In 1971, the value of wetland sites around the world was formally recognised at the signing of a Wetland Convention in the Iranian town of Ramsar. To date, this is the only international convention on an ecosystem type.
The anniversary of the Convention's signing is celebrated on World Wetlands Day, February 2nd every year.
By 2014 there were 168 countries as signatories to the convention, with 2186 wetlands covering more than 200 million hectares designated as sites of international importance.

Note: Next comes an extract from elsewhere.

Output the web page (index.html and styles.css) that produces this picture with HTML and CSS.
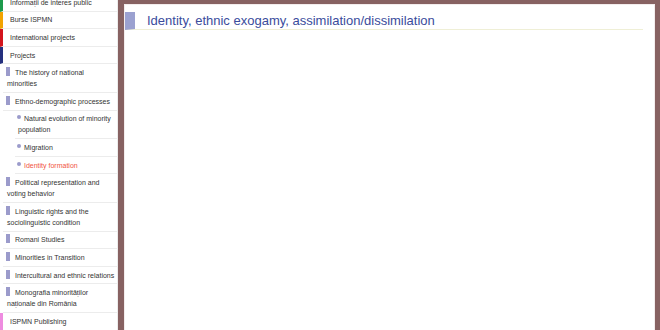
FILE: index.html
```html
<!DOCTYPE html>
<html lang="ro">
<head>
  <meta charset="UTF-8" />
  <title>Identity formation - ISPMN</title>
  <link rel="stylesheet" href="styles.css">
</head>
<body>
  <div class="page">
    <div class="sidebar">
      <ul class="menu">
        <li class="top green">Informații de interes public</li>
        <li class="top orange">Burse ISPMN</li>
        <li class="top red">International projects</li>
        <li class="top navy">Projects</li>
        <li class="sub">The history of national minorities</li>
        <li class="sub">Ethno-demographic processes</li>
        <li class="subsub">Natural evolution of minority population</li>
        <li class="subsub">Migration</li>
        <li class="subsub active">Identity formation</li>
        <li class="sub">Political representation and voting behavior</li>
        <li class="sub">Linguistic rights and the sociolinguistic condition</li>
        <li class="sub">Romani Studies</li>
        <li class="sub">Minorities in Transition</li>
        <li class="sub">Intercultural and ethnic relations</li>
        <li class="sub">Monografia minorităților naționale din România</li>
        <li class="top pink">ISPMN Publishing</li>
      </ul>
    </div>

    <div class="content">
      <h1 class="page-title">Identity, ethnic exogamy, assimilation/dissimilation</h1>
    </div>
  </div>
</body>
</html>
```

FILE: styles.css
```css
html, body {
  height: 100%;
}
body {
  margin: 0;
  background-color: #876262;
  font-family: "Liberation Sans", Arial, sans-serif;
  color: #333;
  overflow: hidden;
}
.page {
  display: flex;
  height: 100%;
}
.sidebar {
  width: 117px;
  flex-shrink: 0;
  background-color: #fff;
  border-right: 1px solid #ececec;
  overflow: hidden;
}
.menu {
  list-style: none;
  margin: -6px 0 0 0;
  padding: 0;
  font-size: 7px;
  line-height: 11px;
}
.menu li {
  padding: 2.8px 1px 2.8px 7px;
  border-bottom: 1px solid #ececec;
}
/* top level entries with a coloured bar */
.menu .top {
  border-left: 3px solid #999;
}
.menu .green { border-left-color: #1c9a4c; }
.menu .orange { border-left-color: #f2a300; }
.menu .red { border-left-color: #d3141c; }
.menu .navy { border-left-color: #25307e; }
.menu .pink { border-left-color: #ee8ce0; }

.menu .sub {
  margin-left: 3px;
  padding-left: 4px;
  padding-right: 2.5px;
}
.menu .sub::before {
  content: "";
  display: inline-block;
  width: 4px;
  height: 9px;
  margin: 0 5px 0 -1px;
  background-color: #9b9bcb;
  vertical-align: -1px;
}
.menu .subsub {
  margin-left: 15px;
  padding-left: 3px;
}
.menu .subsub::before {
  content: "";
  display: inline-block;
  width: 4px;
  height: 4px;
  border-radius: 50%;
  margin: 0 3px 0 -1px;
  background-color: #9b9bcb;
  vertical-align: 2px;
}
.menu .active {
  color: #f1543f;
}
.content {
  flex: 1;
  margin: 4px 5px 0 6px;
  background-color: #fff;
  border: 1px solid #f3eded;
  border-bottom: none;
}
.page-title {
  margin: 7px 11px 0 0;
  padding-left: 12px;
  border-left: 10px solid #9ba1d0;
  border-bottom: 1px solid #efefd6;
  font-size: 13px;
  font-weight: normal;
  line-height: 17px;
  color: #3a4c9c;
}
```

The Ramsar definition of wetlands includes;
• swamps and marshes
• lakes and rivers
• wet grasslands
• peat bogs
• estuaries, deltas and tidal flats
• coral reefs
• human-made sites such as fish ponds, rice paddies, reservoirs, and salt pans
The Ramsar Convention encourages the “wise use” of wetlands, so that they can be sustained economically, socially and environmentally.
The Ramsar sites around the world acknowledge the flyways of migratory birds. Visits to New Zealand’s wetlands by migrating birds is a constant reminder of our global connections, with some birds travelling distances of 12 thousand kilometers non-stop from the Arctic.
The National Wetland Trust has produced a full colour booklet on 5 of our 6 Ramsar sites. It gives a snapshot of their main features, highlights some of the special wetland bird, plant and animal species, and includes stories of those who live, work and study around the wetlands. Maps of each wetland outline their distinctive characteristics and how to visit them. Or take a virtual tour of New Zealand's Ramsar sites on Google Earth.
Contact us for a copy of "Our Wet and Wild Places". $10 per copy.
Download a factsheet on Ramsar sites by the Department of Conservation
In the pipeline..
Several other New Zealand sites are being investigated for listing including;
- Avon-Heathcote Estuary in Christchurch
- Mangarakau near Farewell Spit
- Okarito Lagoon (home of the white heron colony) in South Westland
- Lake Wairarapa near Wellington
- Ohiwa Harbour in the Bay of Plenty
- Kaipara Harbour north west of Auckland
The National Wetland Trust Ramsar committee has a key role in advising on suitable sites.